Kwiecień zbliża się już ku końcowi, nowych notek ani widu, ani słychu, a ja obiecałem sobie i pt. czytelnikom, że nie będzie już miesiąca bez recenzji. Zatem ta notka będzie nieco krótsza niż normalnie, ale jednak będzie. Książka którą chciałem tu przedstawić też do długich nie należy, jednak w kategorii poprawiaczy humoru ma u mnie wysoką lokatę, a na dodatek nie jest znana wszem i wobec - panie i panowie, oto "Taniec kogutów" Stanisława Broszkiewicza, czyli wesołe opowiastki o Polakach i Szkotach.

Stereotypowi Polacy i Szkoci mają sporo cech wspólnych - jedni i drudzy lubią sobie popić , pogadać i pokłócić, jedni i drudzy nie są od tego, żeby komuś buźki nie obić, u jednych i u drugich jedną z ulubionych rozrywek jest walka o wolność. Cóż się zatem dziwić, że spotkania przedstawicieli obu nacji najczęściej należą do udanych, nawet jeśli następnego dnia będzie ciężko podnieść się na nogi, a dodatkowo przy okazji ktoś dostanie w ucho. "Taniec kogutów" Stanisława Broszkiewicza to nieduży zbiorek opowiadań z przymrużeniem oka przedstawiających takie właśnie spotkania przy różnych okazjach.

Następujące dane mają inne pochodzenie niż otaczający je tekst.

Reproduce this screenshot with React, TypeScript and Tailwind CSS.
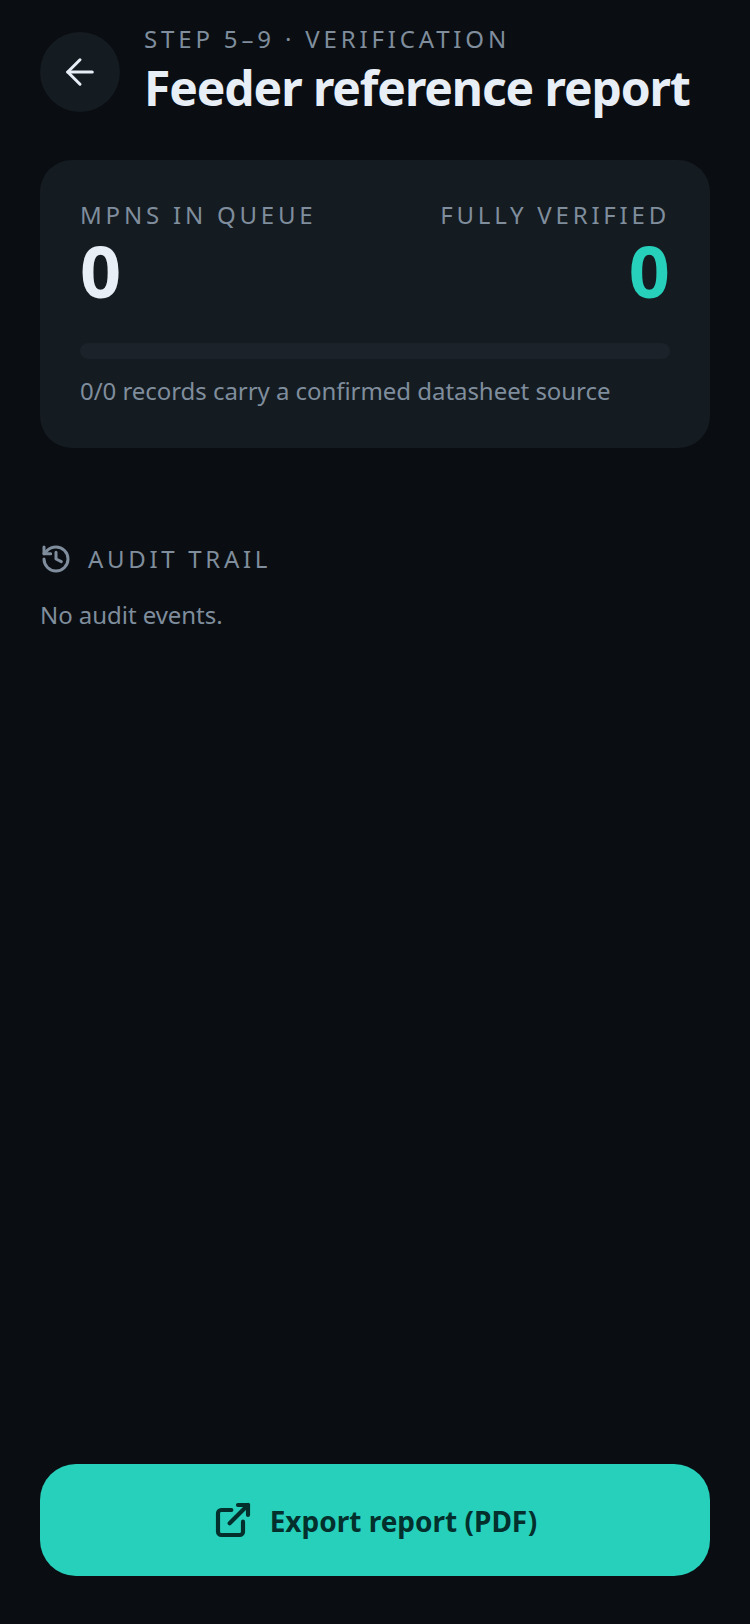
import React from "react";
import { ArrowLeft, History, ExternalLink } from "lucide-react";

export default function App() {
  return (
    <div className="w-[750px] h-[1624px] bg-[#0a0d12] flex flex-col px-10 font-['Noto_Sans',sans-serif] overflow-hidden">
      <header className="flex items-start gap-6 h-[160px] pt-[24px]">
        <button className="mt-2 w-20 h-20 rounded-full bg-[#141b21] flex items-center justify-center shrink-0">
          <ArrowLeft size={42} color="#e8eef5" strokeWidth={1.75} />
        </button>
        <div className="flex flex-col">
          <div className="text-[24px] leading-[30px] tracking-[3.84px] text-[#7f8d9c]">STEP 5–9 · VERIFICATION</div>
          <h1 className="mt-px text-[48px] leading-[66px] font-bold tracking-[-1.1px] text-[#e8eef5]">Feeder reference report</h1>
        </div>
      </header>

      <section className="h-[288px] rounded-[32px] bg-[#141b21] px-10 pt-[41px]">
        <div className="flex justify-between">
          <div className="flex flex-col">
            <div className="text-[24px] leading-[28px] tracking-[3.8px] text-[#7f8d9c]">MPNS IN QUEUE</div>
            <div className="mt-px text-[72px] leading-[80px] font-bold text-[#e8eef5]">0</div>
          </div>
          <div className="flex flex-col items-end">
            <div className="text-[24px] leading-[28px] tracking-[3.8px] text-[#7f8d9c]">FULLY VERIFIED</div>
            <div className="mt-px text-[72px] leading-[80px] font-bold text-[#26d0bb]">0</div>
          </div>
        </div>
        <div className="mt-[33px] h-4 rounded-full bg-[#1b2229]" />
        <div className="mt-[14px] text-[24px] leading-[36px] tracking-[-0.05px] text-[#7f8d9c]">0/0 records carry a confirmed datasheet source</div>
      </section>

      <div className="mt-[93px] flex items-center gap-4">
        <History size={32} color="#7f8d9c" strokeWidth={2.25} />
        <div className="text-[24px] leading-[36px] tracking-[3.7px] text-[#7f8d9c]">AUDIT TRAIL</div>
      </div>
      <div className="mt-[20px] text-[24px] leading-[36px] tracking-[-0.05px] text-[#7f8d9c]">No audit events.</div>

      <div className="flex-1" />

      <button className="mb-[48px] h-[112px] rounded-[36px] bg-[#26d0bb] flex items-center justify-center gap-[17px] text-[#03302c]">
        <ExternalLink size={40} color="#03302c" strokeWidth={2.5} />
        <span className="text-[28px] leading-[40px] mt-[2px] font-bold">Export report (PDF)</span>
      </button>
    </div>
  );
}
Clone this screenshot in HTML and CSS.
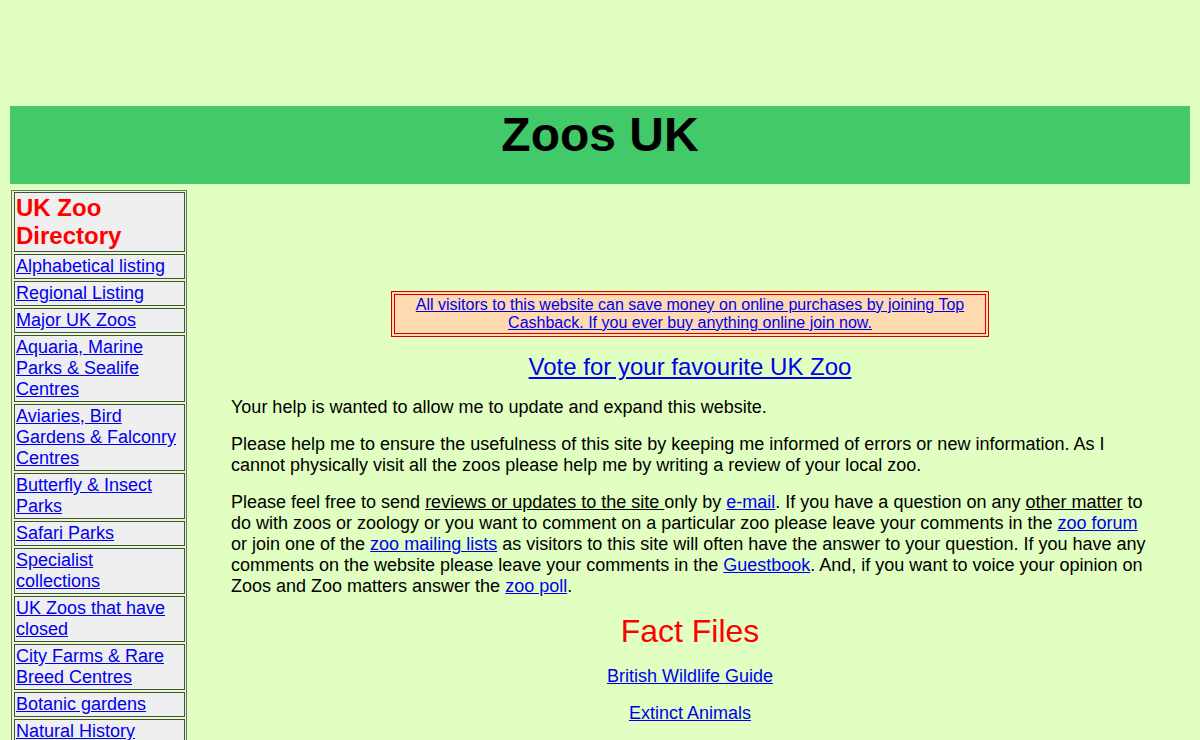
FILE: index.html
```html
<!DOCTYPE html>
<html>
<head>
    <meta charset="utf-8">
    <title>Zoos UK</title>
    <link rel="stylesheet" href="styles.css">
</head>
<body>
<div class="top_banner"></div>
<div class="main_title"><h1>Zoos UK</h1></div>

<div class="page">
    <ul class="side_menu">
        <li class="menu_head">UK Zoo Directory</li>
        <li><a href="#">Alphabetical listing</a></li>
        <li><a href="#">Regional Listing</a></li>
        <li><a href="#">Major UK Zoos</a></li>
        <li><a href="#">Aquaria, Marine Parks &amp; Sealife Centres</a></li>
        <li><a href="#">Aviaries, Bird Gardens &amp; Falconry Centres</a></li>
        <li><a href="#">Butterfly &amp; Insect Parks</a></li>
        <li><a href="#">Safari Parks</a></li>
        <li><a href="#">Specialist collections</a></li>
        <li><a href="#">UK Zoos that have closed</a></li>
        <li><a href="#">City Farms &amp; Rare Breed Centres</a></li>
        <li><a href="#">Botanic gardens</a></li>
        <li><a href="#">Natural History Museums</a></li>
        <li><a href="#">Zoo Societies</a></li>
    </ul>

    <div class="content">
        <div class="ad_space"></div>

        <div class="cashback">
            <div class="cashback_inner">
                <a href="#">All visitors to this website can save money on online purchases by joining Top Cashback. If you ever buy anything online join now.</a>
            </div>
        </div>

        <p class="vote"><a href="#">Vote for your favourite UK Zoo</a></p>

        <p>Your help is wanted to allow me to update and expand this website.</p>

        <p>Please help me to ensure the usefulness of this site by keeping me informed of errors or new information. As I cannot physically visit all the zoos please help me by writing a review of your local zoo.</p>

        <p>Please feel free to send <u>reviews or updates to the site </u>only by <a href="#">e-mail</a>. If you have a question on any <u>other matter</u> to do with zoos or zoology or you want to comment on a particular zoo please leave your comments in the <a href="#">zoo forum</a> or join one of the <a href="#">zoo mailing lists</a> as visitors to this site will often have the answer to your question. If you have any comments on the website please leave your comments in the <a href="#">Guestbook</a>. And, if you want to voice your opinion on Zoos and Zoo matters answer the <a href="#">zoo poll</a>.</p>

        <h2 class="fact_title">Fact Files</h2>
        <p class="centre"><a href="#">British Wildlife Guide</a></p>
        <p class="centre"><a href="#">Extinct Animals</a></p>
        <p class="centre"><a href="#">Endangered Species</a></p>
    </div>
</div>
</body>
</html>
```

FILE: styles.css
```css
body {
    font-family: "Liberation Sans", Arial, sans-serif;
    font-size: 18px;
    color: #000000;
    margin: 10px;
    background-color: #e0ffc0;
}

a {
    color: #0000ee;
}

.top_banner {
    height: 96px;
}

div.main_title {
    background-color: #42c969;
    padding: 1px 0 22px;
    text-align: center;
}

.main_title h1 {
    margin: 0;
    font-size: 48px;
    font-weight: bold;
}

.page {
    display: flex;
    align-items: flex-start;
    margin-top: 6px;
}

.side_menu {
    list-style: none;
    margin: 0 0 0 1px;
    padding: 1px 1px 1px 2px;
    width: 176px;
    box-sizing: border-box;
    flex: none;
    border: 1px solid #707070;
    display: flex;
    flex-direction: column;
    gap: 2px;
}

.side_menu li {
    background-color: #efefef;
    border: 1px solid #4a4a4a;
    padding: 1px 6px 1px 1px;
}

.side_menu li.menu_head {
    color: #ff0000;
    font-weight: bold;
    font-size: 24px;
}

.content {
    flex: 1;
    padding: 0 41px 0 44px;
}

.ad_space {
    height: 101px;
}

.cashback {
    width: 598px;
    box-sizing: border-box;
    margin: 0 auto;
    border: 1px solid #d40000;
    padding: 2px;
    background-color: #ffd9b0;
}

.cashback_inner {
    border: 1px solid #d40000;
    padding: 1px 18px;
    text-align: center;
    font-size: 16px;
    line-height: 18px;
}

p {
    margin: 16px 0;
}

.vote {
    text-align: center;
    font-size: 24px;
}

.fact_title {
    text-align: center;
    color: #ff0000;
    font-size: 32px;
    font-weight: normal;
    margin: 16px 0;
}

.centre {
    text-align: center;
}
```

Czas akcji nie jest sprecyzowany, jednak można domyślać się, że akcja opowiadań rozgrywa się tuż po drugiej wojnie światowej. Protagonistami większości z nich są żołnierze Korpusu Polskiego, być może nawet ten sam żołnierz, co ciężko powiedzieć, ze względu na anonimową pierwszoosobową narrację, jednak prawdziwym bohaterem książki jest dumny naród szkocki, wraz z wszystkimi jego przywarami i specyficznym sposobem bycia.

Ciężko jest napisać coś więcej o "Tańcu kogutów", nie mówiąc już o streszczaniu, bo humor bierze się w książce przede wszystkim z języka bohaterów, a w drugiej kolejności z puent historyjek o szkockich oryginałach. Moje ulubione opowiadania to "Śmierć Mike Glourie", bohater którego tłumaczył w knajpie zawiłości kosmologiczne ("Gdyby taka Wenus zderzyła się z Marsem, to byłby taki burdel w kosmosie, że moje uszanowanie"), "Sąd", w którym opowieść o futbolu ratuje oskarżonego od legalnych konsekwencji romansu, a także "Ostatni salut brygadiera Green'a", zawierającego nader oryginalną mowę pogrzebową.

Mieszanka gaelickich klimatów, życzliwego humoru, i wybuchowych polskich tudzież szkockich temperamentów jest w stanie poprawić humor każdemu, dlatego jeśli tylko macie okazję upolować gdzieś "Taniec kogutów", to zróbcie to czym prędzej.